DCPA NEWS CENTER
Enjoy the best stories and perspectives from the theatre world today.
Enjoy the best stories and perspectives from the theatre world today.
Imagine, if you will, investing one penny of every $10 you spend. If you multiply that by 10%, which is the average stock market return, you get, what? $67* in a year?
Not if you are taxpayers in the seven-county metro area. Instead, they just got a 3,033% return on their investment in the SCFD according to the latest study by the Colorado Business Committee for the Arts.
But what investment, you may ask? In 1988, Colorado was experiencing a recession. Prices were poised to go up at many cultural facilities in the area. So taxpayers did the unthinkable. In the face of increasing costs, they overwhelmingly voted to tax themselves 1/10th of one percent to support culture in the seven-county metro area. And the SCFD was born.
Little did they know that 35 years later, their one penny on a $10 purchase would have such an outstanding return on their investment.
In its first year, the Scientific and Cultural Facilities District distributed $14MM to 135 organizations. Fast forward to 2022. The SCFD is now the second-largest cultural tax district in America distributing $83MM to more than 300 organizations as far north as Longmont’s Firehouse Art Center and as far south Sedalia’s Cherokee Ranch, from groups as far west as Evergreen Children’s Chorale and as far east as Brighton’s Bird Conservancy of the Rockies.
According to the CBCA’s newest bi-annual survey, SCFD-funded organizations had a total attendance of nearly 13 million in the past year…and that doesn’t include for-profit enterprises like Meow Wolf, state facilities like History Colorado, concert venues like Red Rocks or the many independent artists who fill galleries, entertain in parks or teach in studios.
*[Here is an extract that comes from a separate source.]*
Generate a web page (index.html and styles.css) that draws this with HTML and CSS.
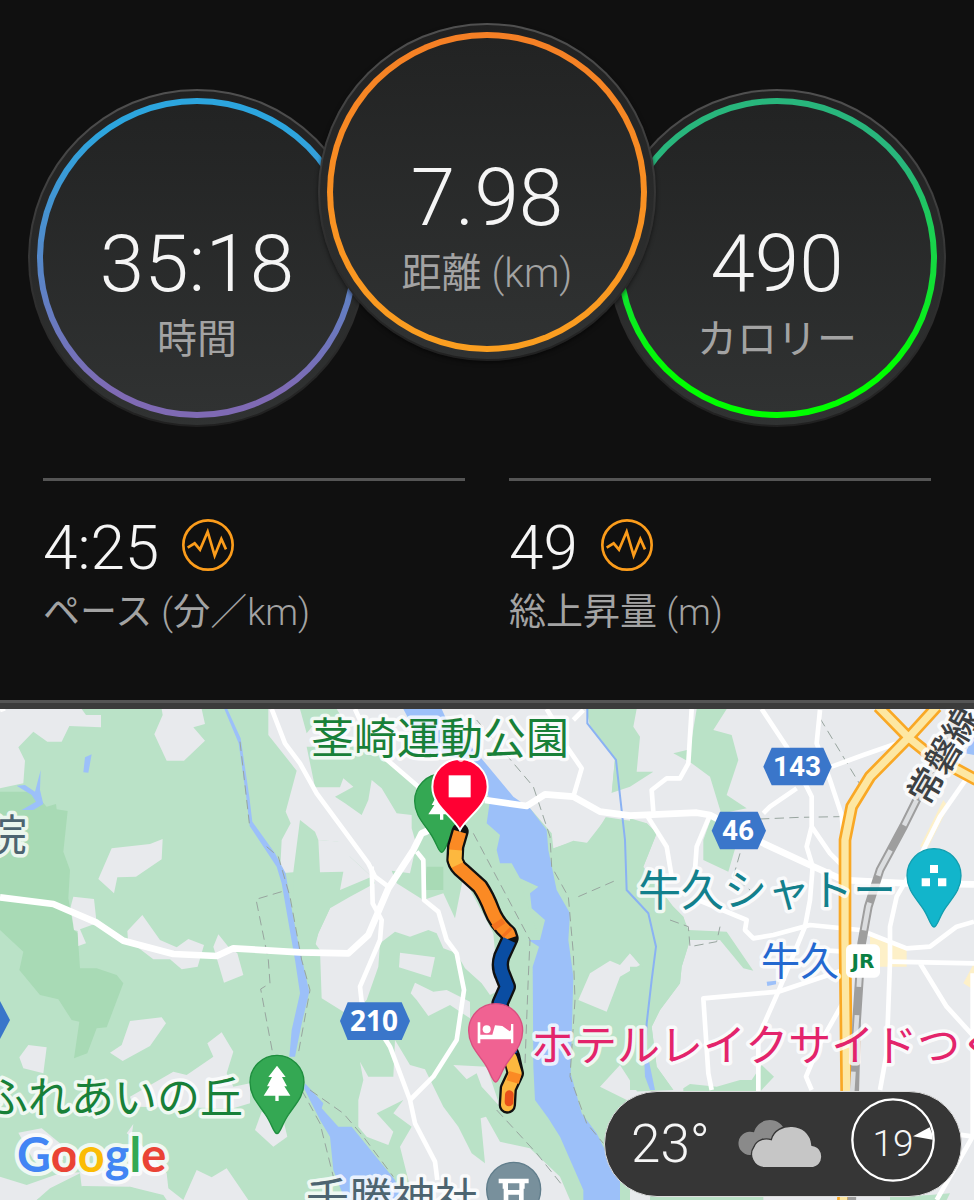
FILE: index.html
```
<!DOCTYPE html>
<html lang="ja">
  <head>
    <meta charset="UTF-8" />
    <meta name="viewport" content="width=device-width, initial-scale=1.0" />
    <title>ランニング記録</title>
    <link rel="stylesheet" href="styles.css" />
  </head>
  <body>
    <main class="activity">
      <section class="dials">
        <div class="dial dial-time">
          <div class="ring">
            <div class="face">
              <div class="dial-value">35:18</div>
              <div class="dial-label">時間</div>
            </div>
          </div>
        </div>
        <div class="dial dial-distance">
          <div class="ring">
            <div class="face">
              <div class="dial-value">7.98</div>
              <div class="dial-label">距離 <span class="unit">(km)</span></div>
            </div>
          </div>
        </div>
        <div class="dial dial-calories">
          <div class="ring">
            <div class="face">
              <div class="dial-value">490</div>
              <div class="dial-label">カロリー</div>
            </div>
          </div>
        </div>
      </section>

      <section class="stats">
        <div class="stat">
          <div class="stat-row">
            <span class="stat-value">4:25</span>
            <svg class="stat-icon" viewBox="0 0 156 156" aria-hidden="true">
              <circle cx="78" cy="78" r="74" />
              <path d="M17 86L38 73L54 92L77 38L98 110L118 60L132 91" />
            </svg>
          </div>
          <div class="stat-label">ペース <span class="unit">(</span>分<span class="unit">／km)</span></div>
        </div>
        <div class="stat">
          <div class="stat-row">
            <span class="stat-value">49</span>
            <svg class="stat-icon" viewBox="0 0 156 156" aria-hidden="true">
              <circle cx="78" cy="78" r="74" />
              <path d="M17 86L38 73L54 92L77 38L98 110L118 60L132 91" />
            </svg>
          </div>
          <div class="stat-label">総上昇量 <span class="unit">(m)</span></div>
        </div>
      </section>
    </main>

    <section class="map">
      <svg class="map-canvas" viewBox="0 0 974 491">
        <defs>
          <path id="pin" d="M0 154C-10 154-15 124-35 96C-55 66-81 42-81 0A81 81 0 0 1 81 0C81 42 55 66 35 96C15 124 10 154 0 154Z" />
          <path id="tree" d="M0-50L26-16H15L30 12H22L40 40H5V56H-5V40H-40L-22 12H-30L-15-16H-26Z" />
        </defs>

        <svg width="974" height="491" viewBox="0 0 2922 1473">
          <rect class="green" width="2922" height="1473" />

          <!-- north west -->
          <g transform="translate(0 -27)">
            <path class="forest" d="M0 275L100 275L140 320L168 312L170 328L203 333L190 455L210 510L205 595L222 690L233 700L240 805L290 805L350 825L370 850L320 982L290 985L262 1060L222 1075L238 965L215 960L175 898L120 885L58 810L70 755L0 690Z" />
            <path class="town" d="M0 27H245L258 45H303V82L208 78L185 125H142L100 95L55 142L75 182L70 250L0 265Z" />
            <path class="town" d="M485 27H605L615 72L580 82L615 122L552 182H500L463 103L488 45Z" />
            <path class="town" d="M335 445L450 432L488 417L485 478L408 530L352 532L342 580L295 537Z" />
            <path class="town" d="M220 590L282 597L290 670L240 688L258 730L235 738L233 693L222 690L212 620Z" />
            <path class="town" d="M382 693L427 645L480 720L530 742L565 717L612 735L593 800L545 808L510 778L460 778L384 720Z" />
            <path class="town" d="M655 703L640 740L672 848L730 825L712 760L685 740Z" />
            <path class="water" d="M50 257L75 255L105 275L122 210L120 270L130 312L100 330L65 330L108 305L95 285Z" />
            <path class="water" d="M250 217L255 172L275 163L265 218Z" />
          </g>

          <!-- south west -->
          <g transform="translate(0 693)">
            <path class="town" d="M390 243L485 232L498 250L450 318L368 363L330 338L365 315Z" />
            <path class="town" d="M85 315L140 322L130 400L70 385L58 352Z" />
            <path class="town" d="M665 277L700 335L680 400L700 440L750 430V490L700 505L400 500L390 470L520 395L560 405L640 350L622 310Z" />
            <path class="town" d="M785 515L765 570L820 620L862 590L850 540Z" />
            <path class="town" d="M55 578L125 565L180 610L190 660L100 660Z" />
            <path class="town" d="M400 552L380 580L420 610L500 700L505 745L550 780L590 690L635 712L680 685L745 780H500L490 765L390 740L250 780L240 700L150 745L110 780H0V710L80 735L180 700L380 690Z" />
            <path class="green" d="M110 780L160 750L250 738L390 740L500 780Z" />
          </g>

          <!-- around the park -->
          <g transform="translate(900 -27)">
            <path class="town" d="M-95 27H0L20 60L60 27H860L870 75L945 175L930 330L870 430L820 422L750 450L560 300L440 420L350 400L365 600L490 530L580 700L590 810L600 870L570 885L545 850L495 805L470 760L430 745L410 700L385 690L330 710L285 695L240 730L235 800L200 900L160 940L130 935L65 895L60 750L45 730L55 700L90 625L0 515L-60 520L-55 420L-28 370L-43 335L-10 212L-95 105Z" />
            <path class="green" d="M0 27H110L130 60L40 75L20 100Z" />
            <path class="green" d="M20 140L45 262H120L130 235L160 260L105 290L135 310L185 345L205 300L215 240L245 265L290 340L335 345L335 385L345 420L380 385L390 355L345 300L350 255L250 170L200 140Z" />
            <path class="green" d="M0 360L45 395L55 420L115 425L125 455L150 470L215 530L225 550L150 590L90 625L55 700L45 740H-20V515L0 360Z" />
            <path class="town" d="M60 517L130 515L120 570L215 530L150 470L125 425L55 420Z" />
            <path class="green" d="M275 512L330 520L350 430L400 390L500 400L525 270L570 290L720 720V860H600L590 780L620 700L540 560L490 530L465 655L430 580L370 600L290 550Z" />
            <path class="forest" d="M380 500H430V570H375Z" />
            <path class="green" d="M690 325L755 400L760 445L820 425L860 430L930 340L945 175L870 75L860 27H1020V870H800L810 640L770 570Z" />
          </g>

          <!-- south of the park -->
          <g transform="translate(900 693)">
            <path class="town" d="M300 38L405 52L392 112L297 82Z" />
            <path class="town" d="M345 128L400 155L440 150L510 185V235L450 195L385 228L350 180L332 160Z" />
            <path class="town" d="M180 365L205 410L280 410L285 300L330 375L375 388L430 500L475 560L515 640L555 670L542 535L558 530L600 605L690 625L780 710L810 780H340L300 620L335 560L280 520L310 480L230 520L280 575L265 615L200 590L175 560V480L190 420Z" />
            <path class="town" d="M460 375L560 380L600 500L545 440L530 400L500 418Z" />
            <path class="town" d="M835 180L870 100L930 62L960 75L990 40L1020 75L960 110L920 215Z" />
            <path class="town" d="M900 440L960 375L1060 530L1000 490Z" />
          </g>

          <!-- east side -->
          <g transform="translate(1890 -27)">
            <path class="town" d="M20 27H1032V1500H0V1175L130 1170L80 1100L65 980L90 930L150 850L155 800L180 720L160 650L130 620L0 520L40 500L80 400L50 370L-80 350L-90 290L0 260L70 215L20 215L30 110L10 80Z" />
            <path class="green" d="M200 27H290L250 90L305 105L325 180L290 285L350 325L300 335L320 430L295 515L220 480V420L245 350L275 345L240 230L185 190L130 160L180 148Z" />
            <path class="green" d="M0 355L50 370L80 400L40 500L130 620L160 650L175 690L290 695L370 812L340 805L270 720H180L155 800L150 850L90 930L65 980L80 1100L130 1170H0V800L40 800L0 760Z" />
            <path class="green" d="M160 1165L180 1152L260 1160L330 1140L365 1140L395 1095L432 1130L390 1175H160Z" />
            <path class="green" d="M60 1480L200 1490H400V1500H60ZM780 1490L900 1485L960 1480L950 1500H780Z" />
            <path class="sand" d="M720 700L830 740V800L720 800ZM1000 850L1032 790V870ZM940 300L870 440L895 440L955 320Z" />
            <path class="water" d="M1005 160L1032 110V165ZM410 845L438 842V853L412 858Z" />
          </g>

          <!-- water -->
          <g transform="translate(0 -27)">
            <path class="water" d="M673 27H682L722 115L748 290L757 365L825 460L857 520L870 600L893 720L928 875L903 980L885 1070H868L875 990L900 880L885 780L845 550L830 500L749 378L740 300L716 130Z" />
            <path class="water" d="M915 1150L970 1210L965 1225L1015 1280H1055L1185 1440L1210 1500H1035L1000 1410L990 1310L960 1260L912 1165Z" />
            <path class="water" d="M1210 27H1325L1340 60L1440 170L1540 290L1590 325L1640 390L1645 450L1670 570L1710 640L1705 720L1720 830L1712 1120L1745 1240L1790 1300L1860 1440V1500H1750V1470L1680 1310L1645 1255L1605 1200L1600 1100L1598 800L1617 740L1585 720H1620L1635 660L1595 625L1590 580L1615 560L1560 535L1535 490H1500L1490 450L1500 405L1460 370L1470 300L1420 180L1280 160Z" />
            <path class="stream" d="M1762 27V70L1848 180L1875 420L1880 570L1945 640L1968 740L1955 840L1940 970L1935 1090" />
            <path class="water" d="M1932 1060L1942 1060L1965 1170H1950L1935 1130Z" />
          </g>

          <!-- borders -->
          <g class="border" transform="translate(0 -27)">
            <path d="M720 125L748 370M800 440L835 470L870 590L905 780L930 870L895 1060M845 575L768 598L805 780L810 850L782 867L820 1070M905 1170L960 1270L1000 1430M930 1170L1030 1240L1090 1310L1180 1430" />
            <path d="M1430 60L1600 260L1650 410L1655 500L1705 590L1720 760L1725 900L1710 1130L1760 1270L1810 1330M1420 400L1590 720L1585 830L1575 1090M1490 1230L1610 1360L1690 1460M1735 590L1850 540" />
            <path d="M2460 55L2590 270M2280 357L2400 352L2520 350M2220 460L2200 530L2250 570M2010 660L2065 680L2070 740L2150 725L2160 680" />
          </g>

          <!-- roads -->
          <g class="road" transform="translate(0 -27)">
            <path class="wide" d="M0 592L160 612L290 668L370 722L520 762L650 768L700 745L900 757L1045 760L1105 705L1165 565L1240 450L1265 400L1310 380" />
            <path d="M815 27L855 130L900 190L950 280L1105 490L1125 530L1165 560M0 30L15 25" />
            <path d="M1115 500L1118 610L1145 660L1140 720L1080 860L1085 905L1170 1040L1230 1200L1245 1270L1305 1385L1312 1440" />
            <path d="M1250 455L1270 480L1272 600L1315 635L1340 720L1370 760L1392 870L1370 1020L1300 1130L1230 1200" />
            <path d="M1065 27L1080 60M1150 170L1255 260M1640 27L1660 60M1750 30L1720 60M1720 290L1745 205L1700 140" />
            <path class="wide" d="M1455 300L1580 318L1635 283L1720 290L1800 335L1890 347L2090 338L2130 345L2290 430L2430 495L2530 540L2720 550L2922 553" />
            <g transform="translate(1890 0)">
              <path d="M185 27L175 190L150 235H110L65 270L70 335M50 345L110 440L125 530M240 345L200 440L195 510" />
              <path d="M395 27L470 140L545 290V380L530 440L548 500L540 600L525 680L445 875L385 1010V1175" />
              <path d="M570 30L560 130L600 240L635 345L640 400M400 340L420 320L500 265M605 200L700 165L800 130M545 380L600 460L640 500" />
              <path d="M205 600L350 660L345 690L370 715L430 705L540 675L690 690L830 745L900 740L980 680L1032 665" />
              <path d="M1010 235L930 350L870 470L800 590L780 680V785L770 1060L750 1170" />
              <path d="M780 785L1032 790M870 790L950 920L1032 1010M640 810L445 875L220 895L235 1120L245 1170M635 915L570 1030L528 1130L545 1170M1028 820V1310L920 1500M960 1300L1032 1310M560 750L650 755" />
            </g>
          </g>

          <!-- highway and railway -->
          <g transform="translate(1890 -27)">
            <path class="highway-edge" d="M920 20L838 110L720 230L665 320L645 420V720L650 1180L640 1510M745 20L838 115L900 165L1040 240" />
            <path class="highway" d="M920 20L838 110L720 230L665 320L645 420V720L650 1180L640 1510M745 20L838 115L900 165L1040 240" />
            <path class="rail" d="M1000 20L860 300L820 380L750 510L715 620L695 730L680 960L665 1510" />
            <path class="rail-dash" d="M860 300L820 380L750 510L715 620L695 730L680 960L665 1200" />
          </g>

          <!-- park pin sits below the track -->
          <g transform="translate(1325 276)">
            <use href="#pin" class="pin-green" />
            <use href="#tree" class="mark" />
          </g>

          <!-- track -->
          <g class="track" transform="translate(900 -27)">
            <path class="track-edge" d="M480 395L467 440L465 480Q470 500 490 515L540 560Q560 590 575 630Q590 670 625 700L630 715L605 770Q595 800 610 830L622 860L600 910L615 1020L635 1070L646 1120L625 1165L622 1215" />
            <path class="track-orange" d="M480 395L467 440L465 480Q470 500 490 515L540 560Q560 590 575 630Q590 670 625 700L630 715" />
            <path class="track-yellow" d="M467 450L465 480L472 495" />
            <path class="track-deep" d="M590 665L600 680M618 693L625 700" />
            <path class="track-blue" d="M628 720L605 770Q595 800 610 830L622 860L600 910L615 1020L635 1065" />
            <path class="track-yellow round" d="M632 1075L646 1120L625 1165L622 1215" />
            <path class="track-orange" d="M646 1118L638 1146" />
            <path class="track-red" d="M628 1184L627 1206" />
          </g>

          <!-- place pins -->
          <g class="finish" transform="translate(1380 233)">
            <path d="M0 130C-22 88-83 58-83 0A83 83 0 0 1 83 0C83 58 22 88 0 130Z" />
            <rect x="-34" y="-34" width="66" height="66" />
          </g>
          <g transform="translate(1487 965)">
            <use href="#pin" class="pin-pink" />
            <path class="mark" d="M-54-25H-46V12H-10L-2-16L20-14L42 2L46-2V-20H53V38H46V26H-46V38H-54Z" />
            <circle class="mark" cx="-27" cy="-4" r="12" />
          </g>
          <g transform="translate(831 1120)">
            <use href="#pin" class="pin-green" />
            <use href="#tree" class="mark" />
          </g>
          <g transform="translate(2802 500)">
            <use href="#pin" class="pin-teal" />
            <path class="mark" d="M-12-32H12V-8H-12ZM-37 8H-12V32H-37ZM12 8H37V32H12Z" />
          </g>
          <g transform="translate(1541 1441)">
            <use href="#pin" class="pin-slate" />
            <path class="mark" d="M-45-32H45V-18H33V-2H30V40H16V16H-16V40H-30V-2H-33V-18H-45ZM-17-18V2H17V-18Z" />
          </g>

          <!-- route shields -->
          <g class="shield">
            <path d="M1020 936L1043 880H1205L1230 936L1205 993H1043Z" />
            <path d="M-40 876H0L30 933L0 990H-40Z" />
            <path d="M2290 173L2315 116H2470L2495 173L2470 229H2315Z" />
            <path d="M2135 365L2160 308H2273L2298 365L2273 421H2160Z" />
          </g>
          <rect class="station" x="2538" y="706" width="102" height="100" rx="16" />
        </svg>

        <!-- labels -->
        <g class="label">
          <text class="park" x="311" y="45">茎崎運動公園</text>
          <text class="park" x="-15" y="404">ふれあいの丘</text>
          <text class="slate" x="-16" y="142">院</text>
          <text class="slate" x="306" y="505">千勝神社</text>
          <text class="teal" x="638" y="197">牛久シャトー</text>
          <text class="pink" x="531" y="352">ホテルレイクサイドつく</text>
          <text class="blue" x="761" y="266">牛久</text>
          <text class="line" transform="translate(928 98) rotate(-60)">常磐線</text>
        </g>
        <g class="shield-text">
          <text x="797" y="67">143</text>
          <text x="738" y="131">46</text>
          <text class="noto" x="374" y="322">210</text>
        </g>
        <text class="jr" x="863" y="259">JR</text>
        <text class="google" x="17" y="463"><tspan class="g-blue">G</tspan><tspan class="g-red">o</tspan><tspan class="g-yellow">o</tspan><tspan class="g-blue">g</tspan><tspan class="g-green">l</tspan><tspan class="g-red">e</tspan></text>
      </svg>

      <div class="weather">
        <span class="temperature">23°</span>
        <svg class="clouds" viewBox="0 0 252 144" aria-hidden="true">
          <path class="cloud-back" d="M35 105A35 35 0 1 1 48 37C60-10 130-15 143 40L60 105Z" />
          <path class="cloud-front" d="M78 143A40 40 0 0 1 48 80C55 60 80 52 100 59C112 5 215 0 222 76C262 80 262 143 218 143Z" />
        </svg>
        <div class="wind">
          <svg class="wind-dial" viewBox="0 0 252 252" aria-hidden="true">
            <circle cx="126" cy="126" r="122" />
            <path d="M186 115L236 88Q245 105 245 125Z" />
          </svg>
          <span class="wind-speed">19</span>
        </div>
      </div>
    </section>
  </body>
</html>
```

FILE: styles.css
```
* {
  margin: 0;
  padding: 0;
  box-sizing: border-box;
}

body {
  background: #101010;
  color: #f5f5f5;
  font-family: Roboto, "Noto Sans CJK JP", sans-serif;
  font-weight: 300;
}

.activity {
  border-bottom: 6px solid #3b3b3b;
  box-shadow: inset 0 -3px 0 #555;
}

/* dials */
.dials {
  display: flex;
  justify-content: center;
  align-items: flex-end;
  padding-top: 23px;
}

.dial {
  width: 338px;
  height: 338px;
  padding: 7px;
  border-radius: 50%;
  border: 2px solid transparent;
  background: linear-gradient(#212121, #303232) padding-box,
    linear-gradient(#505050, #303030 60%, #202020) border-box;
}

.dial-distance {
  position: relative;
  margin: 0 -48px 66px;
  box-shadow: 0 2px 4px rgba(0, 0, 0, 0.5);
}

.ring {
  height: 100%;
  padding: 6px;
  border-radius: 50%;
}

.dial-time .ring {
  background: linear-gradient(#2ca5de 10%, #7f6ab4 92%);
}

.dial-distance .ring {
  background: linear-gradient(#f57f25, #fb9f20);
}

.dial-calories .ring {
  background: linear-gradient(#28b67c 20%, #00ff00 85%);
}

.face {
  height: 100%;
  padding-top: 112px;
  border-radius: 50%;
  background: linear-gradient(#222323, #303232);
  text-align: center;
}

.dial-value {
  font-size: 80px;
  line-height: 96px;
}

.dial-label {
  color: #a3a3a3;
  font-size: 40px;
  font-weight: 400;
  line-height: 56px;
}

.unit {
  font-weight: 300;
}

/* stats */
.stats {
  display: grid;
  grid-template-columns: 1fr 1fr;
  gap: 44px;
  padding: 51px 43px 62px;
}

.stat {
  padding-top: 30px;
  border-top: 3px solid #555;
}

.stat-row {
  display: flex;
  align-items: center;
  gap: 23px;
}

.stat-value {
  font-size: 62px;
  line-height: 74px;
}

.stat-icon {
  width: 52px;
  height: 52px;
  margin-bottom: 6px;
  fill: none;
  stroke: #fb9c1b;
  stroke-width: 8;
}

.stat-label {
  color: #a3a3a3;
  font-size: 37px;
  font-weight: 400;
  line-height: 56px;
}

/* map */
.map {
  position: relative;
  overflow: hidden;
}

.map-canvas {
  display: block;
  width: 100%;
  height: auto;
}

.green {
  fill: #bae2c7;
}

.forest {
  fill: #a8dab5;
}

.town {
  fill: #e8eaed;
}

.sand {
  fill: #fdf0c8;
}

.water {
  fill: #9cc0f9;
}

.stream {
  fill: none;
  stroke: #8ab2f3;
  stroke-width: 6;
}

.border {
  fill: none;
  stroke: #98a59f;
  stroke-width: 3;
  stroke-dasharray: 28 16;
}

.road {
  fill: none;
  stroke: #fff;
  stroke-width: 14;
  stroke-linejoin: round;
}

.road .wide {
  stroke-width: 20;
}

.highway-edge {
  fill: none;
  stroke: #f9a825;
  stroke-width: 38;
}

.highway {
  fill: none;
  stroke: #fde7a2;
  stroke-width: 22;
}

.rail {
  fill: none;
  stroke: #9e9e9e;
  stroke-width: 26;
}

.rail-dash {
  fill: none;
  stroke: #dcdee0;
  stroke-width: 14;
  stroke-dasharray: 85 85;
}

.track {
  fill: none;
  stroke-width: 38;
  stroke-linejoin: round;
}

.track-edge {
  stroke: #111;
  stroke-width: 52;
  stroke-linecap: round;
}

.track-orange {
  stroke: #fb8a24;
}

.track-yellow {
  stroke: #fdb83f;
}

.track-deep {
  stroke: #f4731f;
}

.track-red {
  stroke: #e8501a;
  stroke-width: 26;
  stroke-linecap: round;
}

.track-blue {
  stroke: #0a4da2;
}

.round {
  stroke-linecap: round;
}

.finish path {
  fill: #ff0033;
  stroke: #fff;
  stroke-width: 6;
}

.finish rect,
.mark,
.station {
  fill: #fff;
}

.mark {
  fill-rule: evenodd;
}

.pin-green {
  fill: #34a853;
  stroke: #1e8e3e;
  stroke-width: 4;
}

.pin-pink {
  fill: #f06292;
  stroke: #d84f80;
  stroke-width: 4;
}

.pin-teal {
  fill: #12b5cb;
  stroke: #129eaf;
  stroke-width: 4;
}

.pin-slate {
  fill: #78909c;
  stroke: #607d8b;
  stroke-width: 4;
}

.shield path {
  fill: #3a76ca;
}

.label {
  font-family: "Noto Sans CJK JP", sans-serif;
  font-size: 43px;
  font-weight: 400;
  stroke: rgba(255, 255, 255, 0.8);
  stroke-width: 7px;
  stroke-linejoin: round;
  paint-order: stroke;
}

.park {
  fill: #188038;
}

.slate {
  fill: #4d6470;
}

.teal {
  fill: #12808c;
}

.pink {
  fill: #e3246b;
}

.blue {
  fill: #2368d0;
  font-size: 39px;
}

.line {
  fill: #3c4043;
  font-size: 35px;
  font-weight: 500;
}

.shield-text {
  fill: #fff;
  font-size: 28px;
  font-weight: 700;
  text-anchor: middle;
}

.noto {
  font-family: "Noto Sans", sans-serif;
}

.jr {
  fill: #0a8043;
  font-family: "DejaVu Sans", sans-serif;
  font-size: 20px;
  font-weight: 700;
  text-anchor: middle;
}

.google {
  font-family: Lato, sans-serif;
  font-size: 47px;
  font-weight: 700;
  stroke: rgba(255, 255, 255, 0.8);
  stroke-width: 8px;
  stroke-linejoin: round;
  paint-order: stroke;
}

.g-blue {
  fill: #4285f4;
}

.g-red {
  fill: #ea4335;
}

.g-yellow {
  fill: #fbbc05;
}

.g-green {
  fill: #34a853;
}

/* weather */
.weather {
  position: absolute;
  right: 12px;
  bottom: 3px;
  display: flex;
  align-items: center;
  justify-content: space-between;
  width: 358px;
  height: 106px;
  padding: 0 26px;
  border: 1px solid #ddd;
  border-radius: 53px;
  background: #363636;
}

.temperature {
  font-size: 53px;
  line-height: 60px;
}

.clouds {
  width: 84px;
  height: 48px;
}

.cloud-back {
  fill: #8a8a8a;
}

.cloud-front {
  fill: #c6c6c6;
  stroke: #363636;
  stroke-width: 4;
}

.wind {
  display: grid;
  place-items: center;
  margin-bottom: 8px;
}

.wind-dial,
.wind-speed {
  grid-area: 1 / 1;
}

.wind-dial {
  width: 84px;
  height: 84px;
}

.wind-dial circle {
  fill: none;
  stroke: #fff;
  stroke-width: 7;
}

.wind-dial path {
  fill: #fff;
}

.wind-speed {
  padding-top: 8px;
  font-size: 37px;
  line-height: 40px;
}
```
While organizations are still recovering from mandatory closures during the height of the COVID-19 pandemic, the rebound has been extraordinary. Consider these stats:
PRE-COVID: 2018 | COVID: 2020 | POST-COVID:2022 | |
---|---|---|---|
ECONOMIC ACTIVITY | $1.9 Billion | $1.5 Billion | $2.6 Billion |
ECONOMIC IMPACT | $15 Million | $8 Million | $12.9 Million |
JOBS | 11,820 | 9,688 | 13,551 |
EDUCATION OUTREACH | 4.3 Million | 2 Million | 3.8 Million |
DONATIONS | $182.6 Million | $225 Million | $294 Million |
This growing success is due in very large part to citizen support of the SCFD. Consider that in its first year, the economic impact — or spending related to attendance by visitors who reside outside of the region — of the cultural sector was reported to be $7.1MM with a collective attendance of 5 million. Ten years later, in the 2010 CBCA report, the impact was $387MM with 11.2 million engagements. And in its 30th year in 2019, the economic impact was $860MM with 15 million engaging in arts and culture.
Since economic activity was reported in 1992, it has grown from $461 million to $2.6 billion. This is an aggregate measure of spending activity related to the cultural sector.
This tremendous growth has not only taken taxpayer approval, it also has taken active participation in events as far ranging as the Rocky Mountain Quilt Museum to the Denver Center for the Performing Arts’ recent staging of The Color Purple.
An extraordinary achievement by cultural visionaries, community activists and, most importantly, average citizens who understand the value, contributions and enrichment that culture brings to this Cultural Capitol of the West.
*Based on average annual consumer spending of $61,334/year.